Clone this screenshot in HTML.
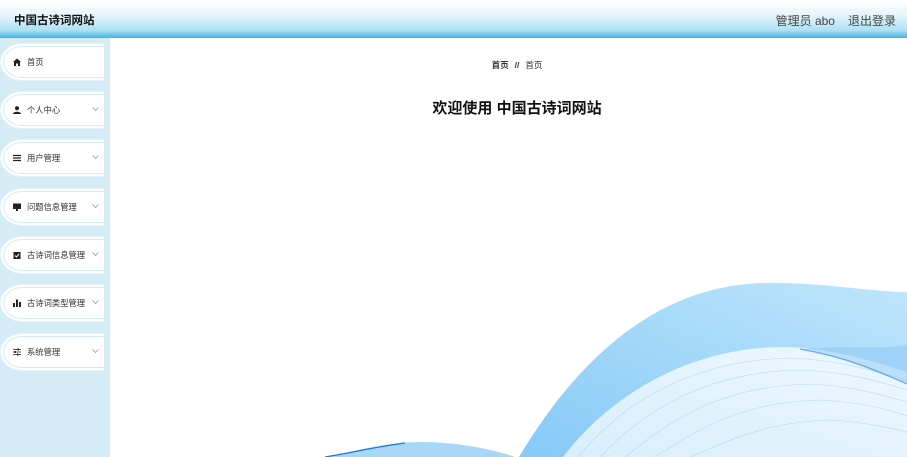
<!DOCTYPE html>
<html><head><meta charset="utf-8"><style>
*{margin:0;padding:0;box-sizing:border-box}
body{width:907px;height:457px;overflow:hidden;background:#fff;font-family:"Liberation Sans","Noto Sans CJK SC",sans-serif;position:relative}
.hd{position:absolute;left:0;top:0;width:907px;height:38px;background:linear-gradient(#fff 0%,#e6f5fb 40%,#ade0f4 80%,#3db4e6 100%)}
.hd .t{position:absolute;left:14px;top:12px;font-size:11.5px;font-weight:bold;color:#111}
.hd .r{position:absolute;right:11px;top:12px;font-size:12px;color:#444}
.hd .r span{margin-left:13px}
.sb{position:absolute;left:0;top:38px;width:110px;height:419px;background:#d5ebf6}
.it{position:absolute;left:0;width:104px;height:38px;background:#fff;border:1px solid #e8f4fb;border-right:none;border-radius:22px 0 0 22px / 19px 0 0 19px}
.it:before{content:"";position:absolute;left:2px;top:2px;right:0;bottom:2px;border:1px solid #d3eaf7;border-right:none;border-radius:19px 0 0 19px / 16px 0 0 16px}
.it .ic{position:absolute;left:12px;top:14px;width:8px;height:8px}
.it .tx{position:absolute;left:26px;top:12px;font-size:8.3px;color:#333}
.it svg.ar{position:absolute;left:91px;top:15px;width:7px;height:4px}
.bc{position:absolute;left:0;width:1034px;text-align:center;top:59px;font-size:8.5px;color:#333}
.bc b{font-weight:bold;margin:0 6px}
.wl{position:absolute;left:0;width:1034px;text-align:center;top:97px;font-size:15px;font-weight:bold;color:#111}
</style></head><body>
<svg style="position:absolute;left:0;top:0" width="907" height="457">
<defs>
<linearGradient id="g1" x1="0" y1="1" x2="1" y2="0"><stop offset="0" stop-color="#86c9f7"/><stop offset="1" stop-color="#bfe6fb"/></linearGradient>
<linearGradient id="g2" x1="0" y1="1" x2="1" y2="0"><stop offset="0" stop-color="#d9eefc"/><stop offset="1" stop-color="#eef8fd"/></linearGradient>
</defs>
<path d="M519 457 C580 355 660 285 765 283 C820 282 870 292 907 292 L907 457 Z" fill="url(#g1)"/>
<path d="M563 457 C610 395 690 347 784 347 C830 348 870 360 907 372 L907 457 Z" fill="url(#g2)"/>
<g fill="none" stroke="#a9d7f6" stroke-width="0.6" opacity="0.85">
<path d="M578 457 C620 405 690 360 790 358 C840 360 870 370 907 380"/>
<path d="M600 457 C640 415 700 372 800 370 C850 372 880 382 907 390"/>
<path d="M625 457 C665 425 715 386 810 384 C855 386 885 396 907 402"/>
<path d="M655 457 C690 435 735 402 820 400 C860 402 890 410 907 416"/>
<path d="M690 457 C720 445 760 422 830 420 C865 422 890 428 907 432"/>
</g>
<path d="M800 349 C850 345 880 350 907 345 L907 384 C870 370 840 356 800 349Z" fill="#8cc6f5" opacity="0.5"/>
<path d="M800 349 C850 358 880 372 907 384" stroke="#3d8ff0" stroke-width="1.2" fill="none" opacity="0.7"/>
<path d="M325 457 C360 450 390 442 420 442 C460 442 495 450 515 457 Z" fill="#a8d8f7"/>
<path d="M325 457 C355 452 380 446 405 443" stroke="#1a73e8" stroke-width="1.3" fill="none"/>
</svg>
<div class="hd"><div class="t">中国古诗词网站</div><div class="r">管理员 abo<span>退出登录</span></div></div>
<div class="sb"></div>
<div class="it" style="top:43px"><svg class="ic" viewBox="0 0 8 8"><path d="M4 0.5 L8 4 L7 4 L7 8 L5 8 L5 5.5 L3 5.5 L3 8 L1 8 L1 4 L0 4Z" fill="#222"/></svg><div class="tx">首页</div></div>
<div class="it" style="top:91px"><svg class="ic" viewBox="0 0 8 8"><circle cx="4" cy="2.2" r="2" fill="#222"/><path d="M0 8 C0 5 8 5 8 8Z" fill="#222"/></svg><div class="tx">个人中心</div><svg class="ar" viewBox="0 0 7 4"><path d="M0.5 0.5L3.5 3.5L6.5 0.5" stroke="#999" fill="none" stroke-width="0.8"/></svg></div>
<div class="it" style="top:139px"><svg class="ic" viewBox="0 0 8 8"><path d="M0 1.5H8M0 4H8M0 6.5H8" stroke="#222" stroke-width="1.2"/></svg><div class="tx">用户管理</div><svg class="ar" viewBox="0 0 7 4"><path d="M0.5 0.5L3.5 3.5L6.5 0.5" stroke="#999" fill="none" stroke-width="0.8"/></svg></div>
<div class="it" style="top:188px"><svg class="ic" viewBox="0 0 8 8"><rect x="0" y="0.5" width="8" height="5.5" fill="#222"/><rect x="3" y="6" width="2" height="2" fill="#222"/></svg><div class="tx">问题信息管理</div><svg class="ar" viewBox="0 0 7 4"><path d="M0.5 0.5L3.5 3.5L6.5 0.5" stroke="#999" fill="none" stroke-width="0.8"/></svg></div>
<div class="it" style="top:236px"><svg class="ic" viewBox="0 0 8 8"><rect x="0.5" y="1" width="7" height="7" fill="#222"/><path d="M2 4.5L3.5 6L6 3" stroke="#fff" fill="none"/></svg><div class="tx">古诗词信息管理</div><svg class="ar" viewBox="0 0 7 4"><path d="M0.5 0.5L3.5 3.5L6.5 0.5" stroke="#999" fill="none" stroke-width="0.8"/></svg></div>
<div class="it" style="top:284px"><svg class="ic" viewBox="0 0 8 8"><rect x="0" y="4" width="2" height="4" fill="#222"/><rect x="3" y="0.5" width="2" height="7.5" fill="#222"/><rect x="6" y="3" width="2" height="5" fill="#222"/></svg><div class="tx">古诗词类型管理</div><svg class="ar" viewBox="0 0 7 4"><path d="M0.5 0.5L3.5 3.5L6.5 0.5" stroke="#999" fill="none" stroke-width="0.8"/></svg></div>
<div class="it" style="top:333px"><svg class="ic" viewBox="0 0 8 8"><path d="M0 1.5H8M0 4H8M0 6.5H8" stroke="#222" stroke-width="0.8"/><rect x="4.5" y="0.5" width="1.5" height="2" fill="#222"/><rect x="1.5" y="3" width="1.5" height="2" fill="#222"/><rect x="4" y="5.5" width="1.5" height="2" fill="#222"/></svg><div class="tx">系统管理</div><svg class="ar" viewBox="0 0 7 4"><path d="M0.5 0.5L3.5 3.5L6.5 0.5" stroke="#999" fill="none" stroke-width="0.8"/></svg></div>
<div class="bc"><span style="font-weight:bold">首页</span><b>//</b><span>首页</span></div>
<div class="wl">欢迎使用 中国古诗词网站</div>
</body></html>
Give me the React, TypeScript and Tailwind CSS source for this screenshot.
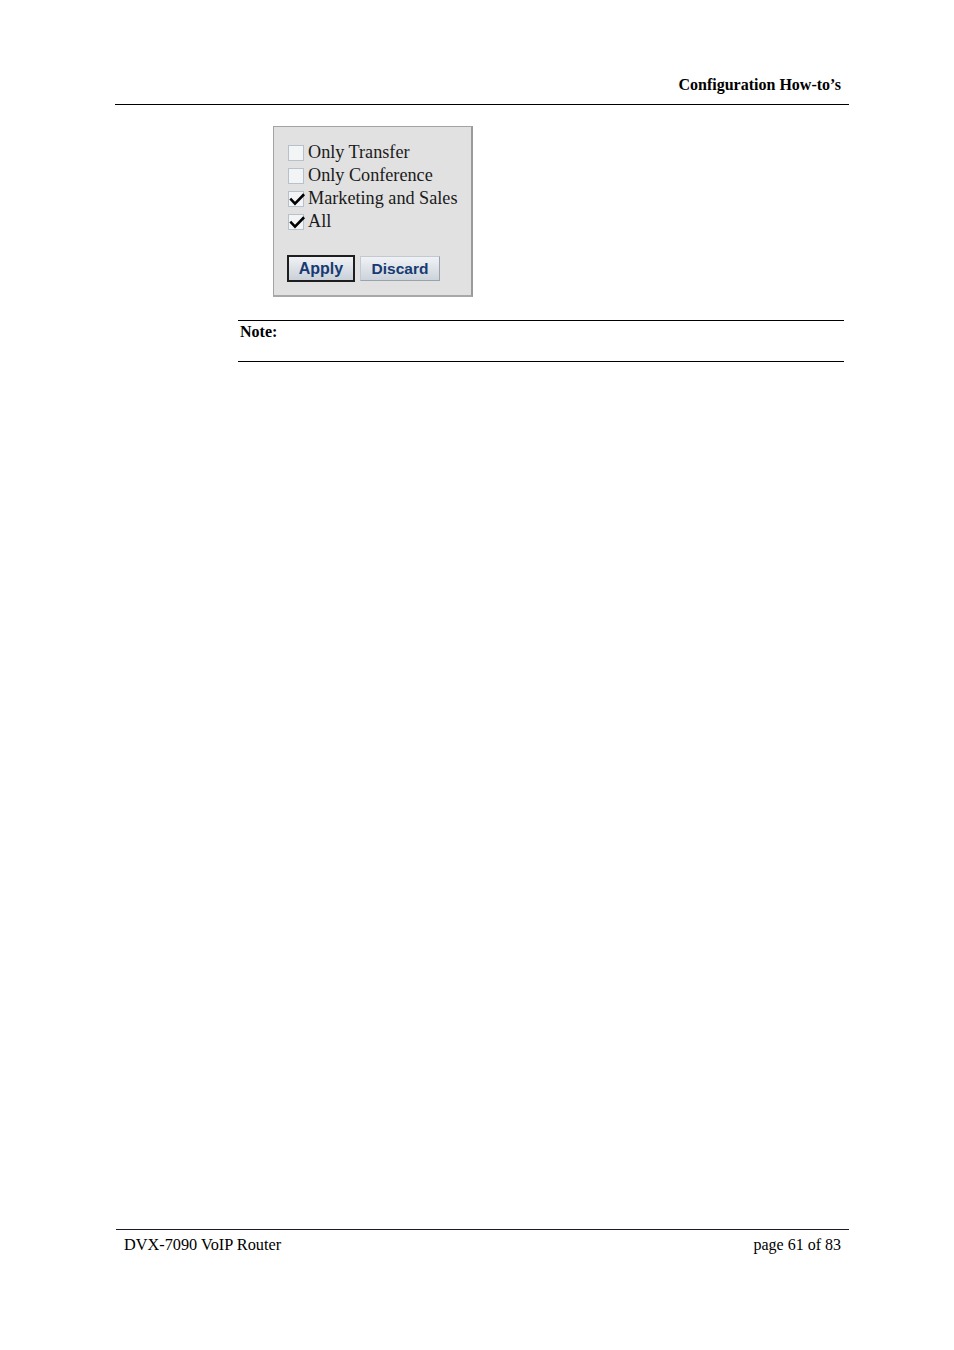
import React from "react";

const serif = { fontFamily: '"Liberation Serif", "Times New Roman", serif' };

function Box({ checked }: { checked: boolean }) {
  return (
    <span className="relative inline-block w-[16px] h-[16px] border border-[#b7c1cc] bg-[#f3f4f6] shrink-0">
      {checked && (
        <svg viewBox="0 0 16 16" className="absolute left-[0px] top-[0px] w-[16px] h-[16px]">
          <path d="M2.2 7.6 L6 11.6 L14.2 3.2" fill="none" stroke="#000" strokeWidth="2.6" strokeLinecap="square" strokeLinejoin="miter" />
        </svg>
      )}
    </span>
  );
}

export default function App() {
  const items = [
    { label: "Only Transfer", checked: false },
    { label: "Only Conference", checked: false },
    { label: "Marketing and Sales", checked: true },
    { label: "All", checked: true },
  ];
  return (
    <div className="w-[954px] h-[1350px] bg-white flex flex-col text-black" style={serif}>
      <div className="ml-[115px] w-[734px] pt-[75px] pb-[9px] border-b border-black text-right pr-[8px] text-[16px] font-bold leading-[20px]">
        Configuration How-to’s
      </div>
      <div className="ml-[273px] mt-[21px] w-[200px] bg-[#e1e1e1] border border-[#a3a3a3] border-r-2 border-r-[#9a9a9a] border-b-2 border-b-[#a8a8a8] pt-[14px] pb-[13px] pl-[14px]">
        <div className="flex flex-col">
          {items.map((it) => (
            <div key={it.label} className="flex items-center h-[23px] gap-[4px]">
              <Box checked={it.checked} />
              <span className="text-[18.2px] leading-[23px] text-[#1a1a1a] whitespace-nowrap">{it.label}</span>
            </div>
          ))}
        </div>
        <div className="flex items-center gap-[5px] mt-[22px] -ml-[1px]" style={{ fontFamily: '"Liberation Sans", Arial, sans-serif' }}>
          <button className="w-[68px] h-[27px] border-2 border-[#1e1e1e] bg-gradient-to-b from-[#f0f2f5] to-[#c9d0d8] text-[16px] font-bold text-[#173a73] leading-none flex items-center justify-center">
            Apply
          </button>
          <button className="w-[80px] h-[25px] border border-[#c3c9d0] border-r-[#9aa2ab] border-b-[#9aa2ab] bg-gradient-to-b from-[#f0f2f5] to-[#ccd3db] text-[15.5px] font-bold text-[#173a73] leading-none flex items-center justify-center">
            Discard
          </button>
        </div>
      </div>
      <div className="ml-[238px] mt-[23px] w-[606px] h-[42px] border-t border-b border-black pl-[2px] pt-[2px] text-[16px] font-bold leading-[18px]">
        Note:
      </div>
      <div className="flex-1" />
      <div className="ml-[116px] w-[733px] h-[121px] border-t border-[#1a1a2e] flex justify-between pl-[8px] pr-[8px] pt-[5px] text-[16px] leading-[20px]">
        <span className="text-[16.3px]">DVX-7090 VoIP Router</span>
        <span>page 61 of 83</span>
      </div>
    </div>
  );
}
==============================
EXERCISE TASK. From the data above, copy each line that has the string "screenshot".

ANSWER TO THE TASK.
Clone this screenshot in HTML.
Give me the React, TypeScript and Tailwind CSS source for this screenshot.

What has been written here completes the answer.